📝 SummarXiv

Abstract

In very clean solid-state systems, where carrier-carrier interactions dominate over any other scattering mechanisms, the flow of electrons can be described within a hydrodynamic framework. In these cases, analogues of viscous fluid phenomena have been experimentally observed. However, experimental studies of electron hydrodynamics have so far been limited to the low velocity, linear response regime. At velocities approaching the speed of sound, the electronic fluid is expected to exhibit compressible behaviour where nonlinear effects and discontinuities such as shocks and choked flow have long been predicted. This compressible regime remains unexplored in electronic systems, despite its promise of strongly nonlinear flow phenomena. Here, we demonstrate compressible electron flow in bilayer graphene through an electronic de Laval nozzle, a structure that accelerates charge carriers past the electronic speed of sound, until they slow down suddenly in a shock.
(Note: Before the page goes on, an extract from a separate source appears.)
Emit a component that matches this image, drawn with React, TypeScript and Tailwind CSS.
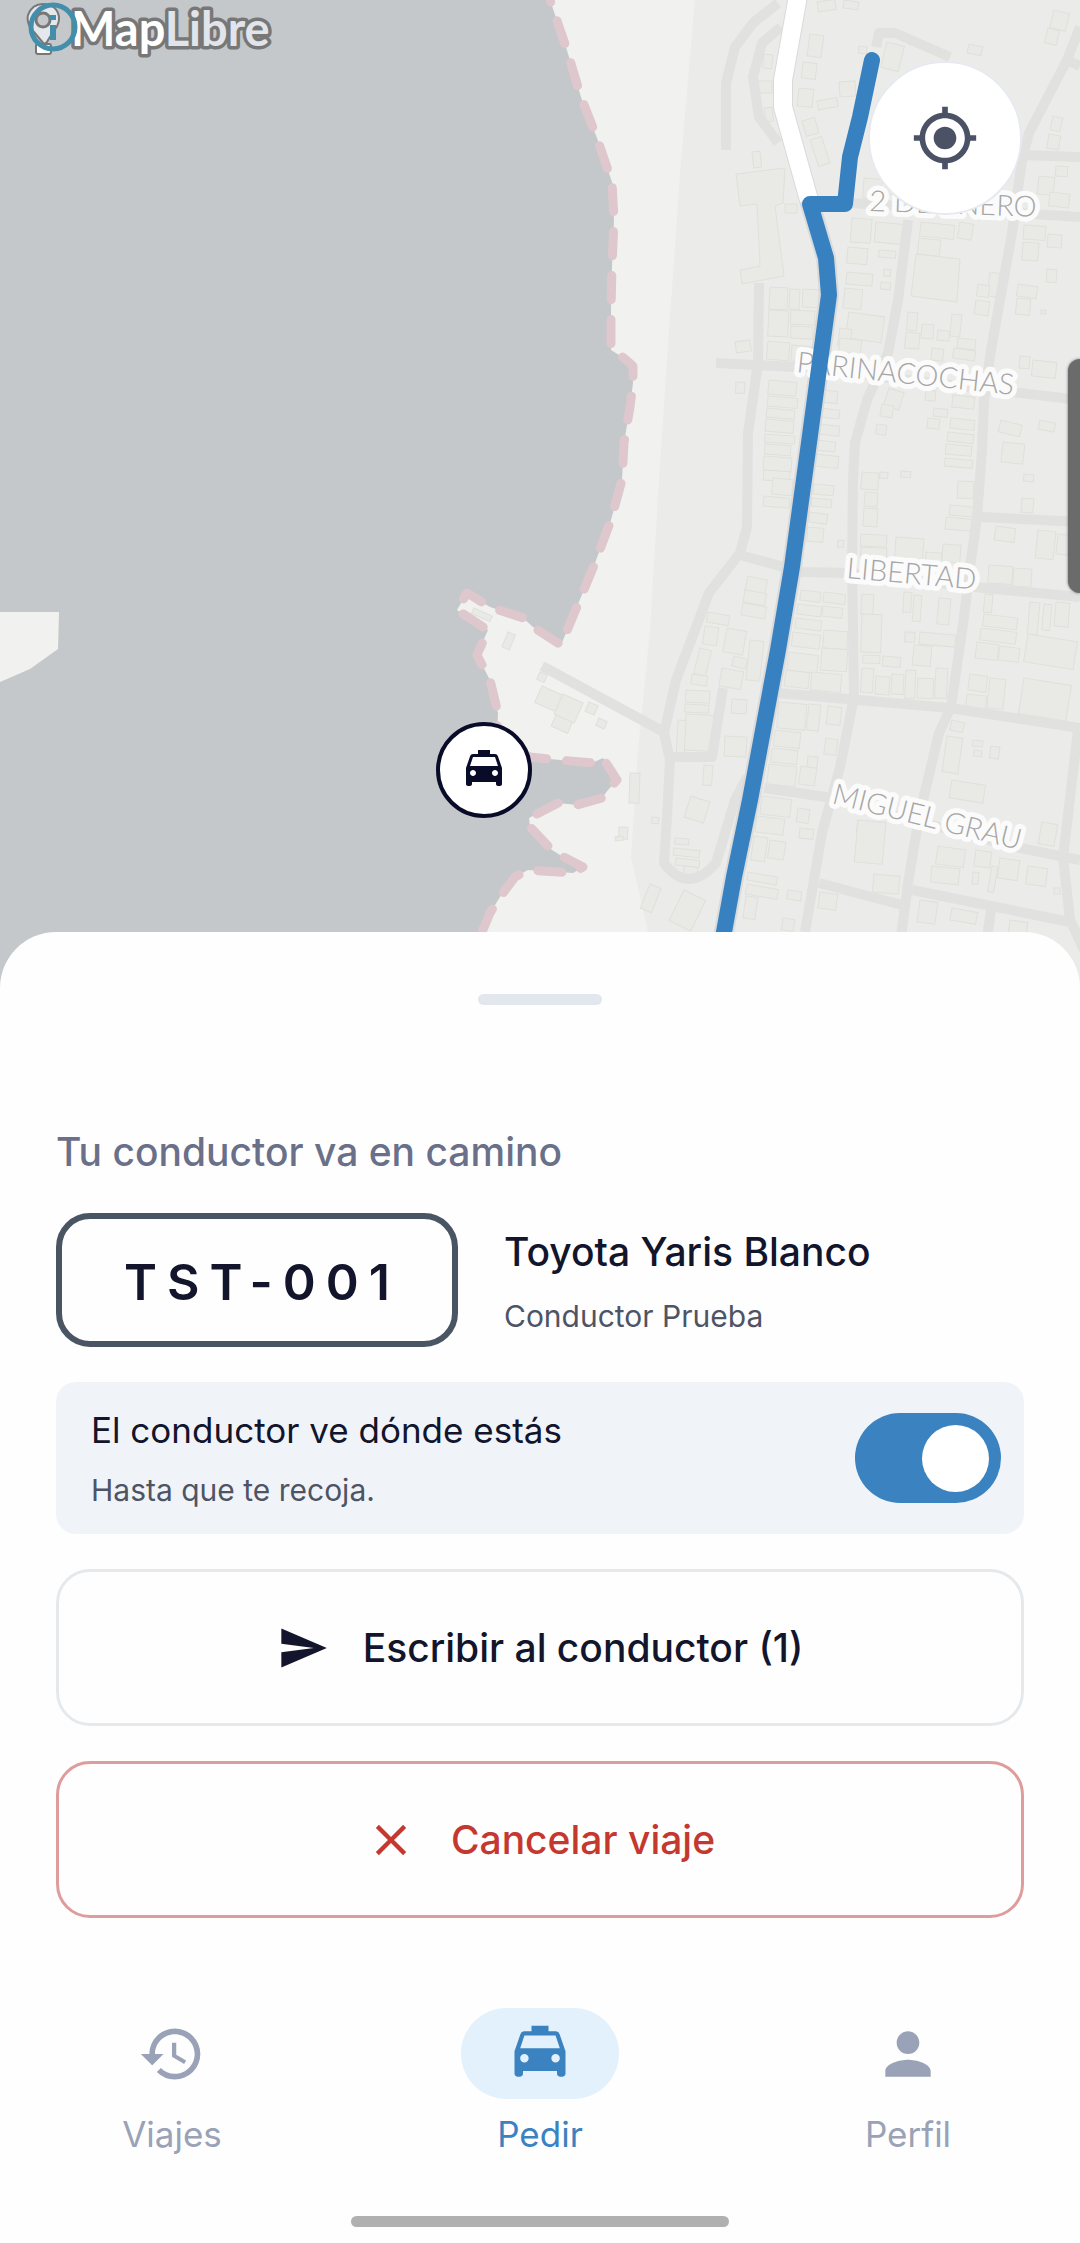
import { useState } from 'react'
import { MdClose, MdHistory, MdMyLocation, MdPerson, MdSend } from 'react-icons/md'

const COAST =
  'M550 0 L566 47 L581 97 L597 138 L612 182 L614 220 L612 267 L611 310 L611 350 L624 358 L633 366 L633 383 L630 407 L624 443 L622 480 L611 520 L595 563 L581 597 L561 645 L533 627 L523 618 L490 607 L467 593 L457 610 L488 630 L477 655 L490 680 L498 713 L497 740 L530 757 L560 760 L592 763 L603 758 L617 780 L608 790 L602 798 L577 805 L558 803 L529 818 L530 827 L552 850 L560 855 L583 867 L573 873 L528 870 L515 877 L500 897 L490 913 L482 932 L466 988'

const STREETS = [
  'M778 3 L753 23 L735 47 L726 83 L726 150',
  'M781 27 L762 43 L753 77 L759 117 L778 143',
  'M876 47 L879 33 L895 33 L950 57',
  'M1080 27 L1067 60 L1029 133 L1022 160 L1012 233 L991 350 L984 400 L982 450 L977 517 L970 567 L964 617 L951 707 L939 733 L919 817 L908 883 L898 960',
  'M1067 60 L1080 66',
  'M1022 155 L1080 157',
  'M850 203 L1080 217',
  'M908 220 L898 300 L888 353 L867 400 L855 443 L853 480 L852 567 L854 697 L840 767 L822 833 L805 932',
  'M716 363 L795 367 L1080 400',
  'M759 283 L758 363 L748 433 L747 527 L740 553 L709 593 L676 680 L664 733 L670 760 L667 817 L664 863 Q688 895 716 863 L735 800 L747 777',
  'M740 555 L802 572 L850 573 L984 588 L1080 597',
  'M982 517 L1080 522',
  'M778 693 L950 708 L1080 728',
  'M671 757 L712 757 L723 688',
  'M542 666 L664 732',
  'M764 788 L826 797 L1015 847 L1080 860',
  'M1078 730 L1063 857 L1070 920 L1084 950',
  'M819 883 L902 905',
  'M912 890 L1070 922',
  'M991 910 L984 960',
]

// x, y, width, height, tilt
const BUILDINGS: number[][] = [
  [817, 2, 18, 10, -8], [844, 0, 15, 8, 8], [810, 34, 14, 22, 8], [764, 54, 9, 14, 6], [859, 46, 8, 7, 6],
  [887, 42, 18, 26, 14], [969, 44, 14, 9, 12], [1054, 10, 16, 18, 14], [1048, 28, 12, 15, 14], [803, 62, 14, 16, 6],
  [756, 81, 16, 12, 0], [799, 88, 15, 18, 6], [839, 82, 16, 15, -4], [817, 101, 20, 9, -10], [764, 108, 8, 14, -6],
  [802, 121, 13, 16, -16], [810, 140, 12, 28, -18], [1053, 116, 10, 14, 12], [1049, 134, 12, 14, 10], [752, 152, 8, 16, -6],
  [785, 204, 12, 9, 0], [864, 178, 18, 20, 4], [886, 178, 14, 16, 4], [1039, 176, 16, 18, 6], [1056, 166, 12, 10, 4],
  [1050, 192, 20, 14, 6], [852, 218, 20, 24, 4], [876, 222, 28, 20, 5], [848, 247, 20, 16, 5], [879, 250, 17, 7, 4],
  [847, 272, 26, 12, 5], [845, 288, 18, 20, 6], [884, 269, 7, 7, 5], [881, 282, 10, 7, 5], [921, 222, 34, 14, 6],
  [919, 238, 22, 16, 6], [960, 222, 14, 16, 10], [1024, 225, 22, 14, 4], [1023, 242, 16, 18, 4], [1048, 234, 14, 13, 4],
  [1047, 269, 10, 13, 4], [1018, 284, 20, 12, 8], [1017, 298, 14, 16, 6], [1041, 310, 5, 4, 0], [990, 272, 10, 24, 8],
  [978, 284, 12, 12, 8], [976, 300, 14, 14, 8], [770, 287, 18, 22, 3], [790, 289, 10, 20, 3], [803, 289, 16, 18, 3],
  [769, 310, 20, 26, 3], [791, 310, 24, 14, 3], [791, 326, 22, 12, 3], [849, 312, 36, 26, 8], [840, 328, 12, 18, 8],
  [908, 312, 10, 18, 5], [906, 332, 14, 16, 5], [922, 324, 12, 14, 5], [952, 314, 10, 22, 6], [958, 338, 18, 10, 6],
  [938, 330, 12, 10, 6], [735, 342, 15, 11, -8], [768, 341, 22, 18, 5], [792, 345, 20, 16, 5], [840, 338, 22, 14, 6],
  [932, 348, 12, 12, 6], [954, 348, 22, 10, 8], [1033, 360, 24, 16, 6], [1020, 356, 10, 12, 5], [736, 382, 9, 11, 3],
  [769, 380, 28, 14, 5], [768, 396, 30, 10, 5], [767, 408, 28, 9, 5], [766, 419, 28, 12, 5], [765, 434, 30, 8, 4],
  [765, 444, 26, 10, 4], [764, 456, 28, 14, 4], [764, 470, 26, 10, 4], [889, 388, 16, 18, 18], [882, 404, 12, 12, 10],
  [877, 424, 10, 10, 8], [926, 390, 10, 10, 6], [934, 408, 14, 8, 6], [928, 418, 12, 10, 6], [953, 395, 22, 12, 6],
  [951, 418, 24, 10, 6], [948, 432, 26, 9, 6], [946, 444, 26, 10, 5], [945, 458, 28, 8, 5], [1001, 420, 22, 12, 14],
  [1003, 442, 22, 20, 6], [1040, 420, 16, 9, 12], [822, 390, 16, 12, 6], [820, 408, 20, 9, 6], [818, 424, 22, 10, 6],
  [816, 440, 20, 10, 6], [815, 454, 24, 12, 6], [773, 478, 20, 16, 5], [764, 496, 26, 10, 5],
  [814, 484, 20, 10, 5], [812, 498, 20, 8, 5], [810, 512, 18, 10, 8], [808, 527, 16, 14, 5], [838, 540, 6, 7, 5],
  [862, 472, 17, 17, 4], [880, 472, 8, 6, 4], [901, 471, 10, 6, 4], [865, 492, 13, 14, 4], [864, 508, 14, 18, 4],
  [861, 534, 26, 12, 3], [861, 547, 26, 12, 3], [896, 537, 28, 24, 4], [926, 552, 16, 12, 4], [943, 544, 18, 18, 4],
  [958, 481, 16, 17, 3], [950, 505, 24, 10, 5], [946, 517, 26, 12, 5], [1024, 474, 10, 7, 5], [1022, 498, 12, 14, 5],
  [996, 526, 20, 14, 8], [1038, 530, 18, 28, 6], [1058, 534, 12, 20, 6], [989, 565, 24, 18, 4], [1014, 568, 18, 18, 4],
  [748, 576, 20, 14, 12], [745, 590, 22, 12, 10], [743, 603, 24, 12, 10], [801, 590, 20, 10, 7], [798, 604, 24, 10, 7],
  [824, 592, 22, 10, 7], [796, 618, 26, 10, 7], [823, 606, 20, 10, 7], [793, 632, 28, 14, 7], [824, 630, 24, 18, 4],
  [789, 652, 30, 18, 7], [822, 648, 26, 22, 4], [786, 670, 24, 16, 7], [812, 672, 30, 18, 5], [862, 594, 12, 20, 4],
  [862, 614, 20, 38, 2], [863, 655, 17, 8, 2], [883, 656, 18, 10, 5], [905, 632, 10, 10, 2], [914, 645, 18, 20, 5],
  [920, 632, 36, 12, 5], [904, 592, 8, 20, 4], [914, 595, 8, 26, 4], [939, 598, 12, 26, 5], [862, 668, 12, 24, 4],
  [876, 676, 14, 18, 4], [892, 674, 12, 20, 3], [906, 670, 10, 28, 3], [918, 678, 16, 20, 3], [936, 668, 12, 30, 3],
  [985, 594, 8, 18, 5], [984, 614, 34, 12, 7], [981, 628, 36, 12, 7], [977, 642, 22, 16, 7], [1000, 646, 20, 14, 7],
  [1030, 602, 10, 32, 5], [1044, 604, 8, 26, 5], [1056, 602, 14, 24, 5], [1028, 634, 50, 28, 9], [970, 674, 18, 16, 8],
  [967, 694, 20, 14, 6], [990, 678, 16, 30, 6], [1024, 678, 48, 36, 9], [708, 612, 22, 10, 10], [705, 626, 14, 18, 8],
  [727, 628, 20, 24, 10], [700, 648, 12, 26, 14], [734, 656, 14, 10, 14], [722, 668, 22, 18, 10], [692, 674, 16, 10, 8],
  [750, 640, 14, 40, 6], [686, 690, 24, 12, 3], [685, 704, 24, 8, 3], [686, 714, 28, 36, 3], [678, 720, 8, 38, 3],
  [732, 699, 15, 14, 4], [725, 736, 22, 20, 3], [779, 702, 28, 26, 5], [775, 730, 26, 16, 6], [772, 748, 26, 14, 6],
  [769, 764, 28, 20, 6], [809, 704, 12, 26, 6], [828, 706, 14, 18, 6], [826, 738, 12, 16, 8], [808, 756, 10, 12, 6],
  [801, 766, 16, 18, 8], [704, 765, 9, 20, 4], [691, 796, 20, 22, 18], [762, 796, 30, 18, 7], [757, 816, 28, 16, 7],
  [798, 808, 12, 14, 8], [800, 828, 14, 10, 6], [754, 836, 14, 24, 8], [770, 840, 16, 18, 8], [675, 838, 14, 6, 4],
  [674, 848, 26, 7, 6], [676, 858, 24, 7, 6], [684, 866, 14, 10, 6], [748, 872, 30, 8, 10], [747, 884, 32, 10, 10],
  [746, 896, 12, 22, 8], [788, 890, 14, 9, 8], [783, 918, 12, 12, 8], [952, 720, 13, 10, 14], [973, 740, 10, 6, 6],
  [974, 750, 8, 6, 6], [991, 746, 9, 12, 8], [947, 736, 16, 36, 8], [952, 780, 34, 18, 9], [858, 820, 24, 12, 8],
  [858, 820, 28, 42, 5], [874, 874, 26, 18, 5], [938, 846, 28, 18, 8], [932, 866, 28, 16, 6], [976, 850, 16, 16, 8],
  [1000, 858, 20, 20, 8], [1042, 822, 16, 22, 10], [1028, 866, 20, 18, 8], [973, 872, 6, 12, 5], [992, 866, 6, 26, 10],
  [820, 892, 18, 16, 8], [952, 908, 26, 12, 10], [920, 900, 18, 22, 8], [1010, 920, 18, 14, 8], [1054, 888, 6, 6, 0],
  [684, 890, 24, 34, 26], [650, 884, 12, 26, 22], [630, 773, 10, 30, 2], [619, 827, 9, 12, 2], [615, 837, 8, 4, -6],
  [652, 817, 7, 6, 6], [542, 686, 24, 18, 24], [563, 694, 22, 22, 24], [556, 715, 18, 12, 24], [599, 718, 9, 8, 24],
  [589, 702, 10, 10, 24], [540, 672, 8, 8, 24], [508, 632, 8, 16, 22], [474, 608, 20, 6, 24], [612, 938, 10, 6, -20],
]

function TaxiIcon({ className }: { className?: string }) {
  return (
    <svg viewBox="0 1 24 24" fill="currentColor" className={className} aria-hidden="true">
      <path d="M18.92 6.01C18.72 5.42 18.16 5 17.5 5H15V3H9v2H6.5c-.66 0-1.21.42-1.42 1.01L3 12v8c0 .55.45 1 1 1h1c.55 0 1-.45 1-1v-1h12v1c0 .55.45 1 1 1h1c.55 0 1-.45 1-1v-8l-2.08-5.99zM6.5 16c-.83 0-1.5-.67-1.5-1.5S5.67 13 6.5 13s1.5.67 1.5 1.5S7.33 16 6.5 16zm11 0c-.83 0-1.5-.67-1.5-1.5s.67-1.5 1.5-1.5 1.5.67 1.5 1.5-.67 1.5-1.5 1.5zM5 11l1.5-4.5h11L19 11H5z" />
    </svg>
  )
}

const navItems = [
  { label: 'Viajes', icon: MdHistory, href: '#viajes' },
  { label: 'Pedir', icon: TaxiIcon, href: '#pedir' },
  { label: 'Perfil', icon: MdPerson, href: '#perfil' },
]

function StreetLabel({ x, y, angle, children }: { x: number; y: number; angle: number; children: string }) {
  return (
    <text
      x={x}
      y={y}
      transform={`rotate(${angle} ${x} ${y})`}
      fontSize={29}
      fontWeight={300}
      fill="#a6a6a6"
      stroke="#fbfbfb"
      strokeWidth={10}
      strokeLinejoin="round"
      paintOrder="stroke"
      className="font-['Lato',sans-serif]"
    >
      {children}
    </text>
  )
}

function MapLibreLogo() {
  return (
    <g>
      {/* Pin */}
      <g stroke="#777777" strokeWidth={2} fill="#e4e7ec">
        <path d="M44 44 L34 32 C27 25 27 18 28 15 C31 7 37 4 43 4 C52 4 58 9 59 17 C60 26 52 32 47 42 Z" />
        <circle cx={43} cy={20} r={7} fill="#c4c8cb" strokeWidth={3} />
        <rect x={36} y={44} width={15} height={10} rx={2} fill="#ffffff" />
      </g>
      <text
        x={71}
        y={46}
        fontSize={47}
        fontWeight={700}
        stroke="#777777"
        strokeWidth={7}
        strokeLinejoin="round"
        paintOrder="stroke"
        className="font-['Lato',sans-serif]"
      >
        <tspan fill="#ffffff">Map</tspan>
        <tspan fill="#e1e4ea">Libre</tspan>
      </text>
      {/* Attribution info */}
      <circle cx={53} cy={27} r={22} fill="none" stroke="#438fab" strokeWidth={5} />
      <path d="M50 15 h6 v5 h-6 z M50 25 h6 v15 h-6 z" fill="#438fab" />
    </g>
  )
}

function TripMap() {
  return (
    <svg viewBox="0 0 1080 988" preserveAspectRatio="xMidYMin slice" className="block h-full w-full" aria-label="Mapa del viaje">
      <rect width={1080} height={988} fill="#f1f2f0" />
      <path d="M695 0 L681 160 L667 360 L659 480 L650 630 L638 750 L631 857 L648 932 L652 988 H1080 V0 Z" fill="#ebebe9" />
      <path d={`${COAST} L0 988 L0 0 Z`} fill="#c4c8ca" />
      <path d="M0 612 H59 L58 649 L30 669 L0 682 Z" fill="#f1f2f0" />
      <path d={COAST} fill="none" stroke="#dfc8cd" strokeWidth={9} strokeLinecap="round" strokeLinejoin="round" strokeDasharray="24 20" strokeDashoffset={22} />

      <g fill="#e9eae5" stroke="#dfe0da" strokeWidth={1}>
        <path d="M736 174 L785 168 L783 203 L775 206 L784 276 L742 284 L740 270 L760 266 L757 204 L740 206 Z" />
        <path d="M916 254 L960 259 L957 302 L911 296 Z" />
        {BUILDINGS.map(([x, y, w, h, a], i) => (
          <rect key={i} x={x} y={y} width={w} height={h} transform={`rotate(${a} ${x} ${y})`} />
        ))}
      </g>

      <g fill="none" stroke="#e1e1e0" strokeWidth={10} strokeLinejoin="round">
        {STREETS.map((d) => (
          <path key={d} d={d} />
        ))}
      </g>

      {/* Avenue */}
      <g fill="none" strokeLinejoin="round">
        <path d="M798 -4 L783 80 L783 107 L809 200 L826 258 L829 295 L808 450 L792 567 L778 650 L750 800 L734 877 L724 932 L720 960" stroke="#d8dadb" strokeWidth={20} />
        <path d="M798 -4 L783 80 L783 107 L809 200" stroke="#ffffff" strokeWidth={18} />
      </g>

      <StreetLabel x={869} y={211} angle={2}>2 DE ENERO</StreetLabel>
      <StreetLabel x={796} y={372} angle={6}>PARINACOCHAS</StreetLabel>
      <StreetLabel x={846} y={578} angle={5}>LIBERTAD</StreetLabel>
      <StreetLabel x={831} y={803} angle={14}>MIGUEL GRAU</StreetLabel>

      {/* Route */}
      <path
        d="M872 60 L860 117 L850 157 L845 204 L810 204 L826 258 L829 295 L808 450 L792 567 L778 650 L750 800 L734 877 L724 932 L720 960"
        fill="none"
        stroke="#3781c1"
        strokeWidth={16}
        strokeLinecap="round"
        strokeLinejoin="round"
      />
      <MapLibreLogo />
    </svg>
  )
}

export default function App() {
  const [shareLocation, setShareLocation] = useState(true)
  const [active, setActive] = useState('Pedir')

  return (
    <div className="flex min-h-screen flex-col overflow-hidden bg-[#fefefe] font-['Inter',sans-serif] text-[#12152b]">
      {/* Map */}
      <section className="relative h-[988px]">
        <TripMap />
        <div className="absolute top-[722px] left-[436px] flex size-24 items-center justify-center rounded-full border-4 border-[#080c29] bg-white text-[#080c29]">
          <TaxiIcon className="size-12" />
        </div>
        <button
          type="button"
          aria-label="Mi ubicación"
          className="absolute top-[61px] right-[58px] flex size-[154px] items-center justify-center rounded-full border-2 border-[#e6eaf0] bg-white text-[#4b5265]"
        >
          <MdMyLocation className="size-17" />
        </button>
        <div className="absolute top-[359px] right-0 h-[234px] w-3 rounded-l-xl bg-[#6b6b6b] shadow-[0_0_3px_#6b6b6b]" />
      </section>

      {/* Bottom sheet */}
      <main className="relative -mt-14 flex flex-col rounded-t-[56px] bg-[#fefefe] px-14 pt-[62px]">
        <div className="h-[11px] w-31 self-center rounded-full bg-[#e2e6ed]" />
        <h1 className="mt-[121px] text-[39px] leading-[52px] font-medium text-[#6a7089]">Tu conductor va en camino</h1>

        <div className="mt-[35px] flex flex-col gap-[35px]">
          <div className="flex items-center gap-[46px]">
            <div className="flex h-[134px] items-center rounded-[34px] border-6 border-[#4a5564] pt-1 pr-[52px] pl-[62px] text-[50px] leading-none font-semibold tracking-[10px]">
              TST-001
            </div>
            <div className="flex flex-col gap-4 pt-1">
              <p className="text-[39px] leading-[52px] font-medium">Toyota Yaris Blanco</p>
              <p className="text-[30px] leading-[44px] text-[#4e5465]">Conductor Prueba</p>
            </div>
          </div>

          <div className="flex h-[152px] items-center justify-between rounded-[20px] bg-[#f0f4f9] pr-[23px] pl-[35px]">
            <label htmlFor="share-location" className="flex flex-col gap-4 pt-1">
              <span className="text-[35px] leading-[44px]">El conductor ve dónde estás</span>
              <span className="text-[30px] leading-[44px] text-[#4e5465]">Hasta que te recoja.</span>
            </label>
            <input
              id="share-location"
              type="checkbox"
              role="switch"
              checked={shareLocation}
              onChange={(e) => setShareLocation(e.target.checked)}
              className="flex h-[90px] w-[146px] appearance-none items-center rounded-full bg-[#a3acba] px-3 before:size-[67px] before:rounded-full before:bg-white checked:justify-end checked:bg-[#3a82c0]"
            />
          </div>

          <button type="button" className="flex h-[157px] items-center justify-center gap-[34px] rounded-[34px] border-3 border-[#e6e9ec] text-[39px] leading-[52px] font-medium">
            <MdSend className="size-13" />
            Escribir al conductor (1)
          </button>
          <button type="button" className="flex h-[157px] items-center justify-center gap-[34px] rounded-[34px] border-3 border-[#df9c9c] text-[39px] leading-[52px] font-medium text-[#c5382f]">
            <MdClose className="size-13" />
            Cancelar viaje
          </button>
        </div>
      </main>

      {/* Tabs */}
      <nav className="mt-[90px] flex justify-between px-[93px]">
        {navItems.map(({ label, icon: Icon, href }) => (
          <a
            key={label}
            href={href}
            onClick={() => setActive(label)}
            aria-current={active === label ? 'page' : undefined}
            className={`flex flex-col items-center gap-[13px] ${active === label ? 'text-[#3a82c0]' : 'text-[#99a2b6]'}`}
          >
            <span className={`flex h-[91px] w-[158px] items-center justify-center rounded-full ${active === label ? 'bg-[#e3f1fc]' : ''}`}>
              <Icon className="size-17" />
            </span>
            <span className="text-[35px] leading-[44px]">{label}</span>
          </a>
        ))}
      </nav>
      <div className="mx-auto mt-[60px] mb-4 h-[11px] w-[378px] rounded-full bg-[#b0b0b0]" />
    </div>
  )
}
Discontinuities in transport measurements and local flattening of potential in Kelvin probe measurements are consistent with a viscous electron shock front and the presence of supersonic electron flow, and are not consistent with Ohmic or ballistic flow. Breaking the sound barrier in electron liquids opens the door for novel, intrinsically nonlinear electronic devices beyond the paradigm of incompressible flow.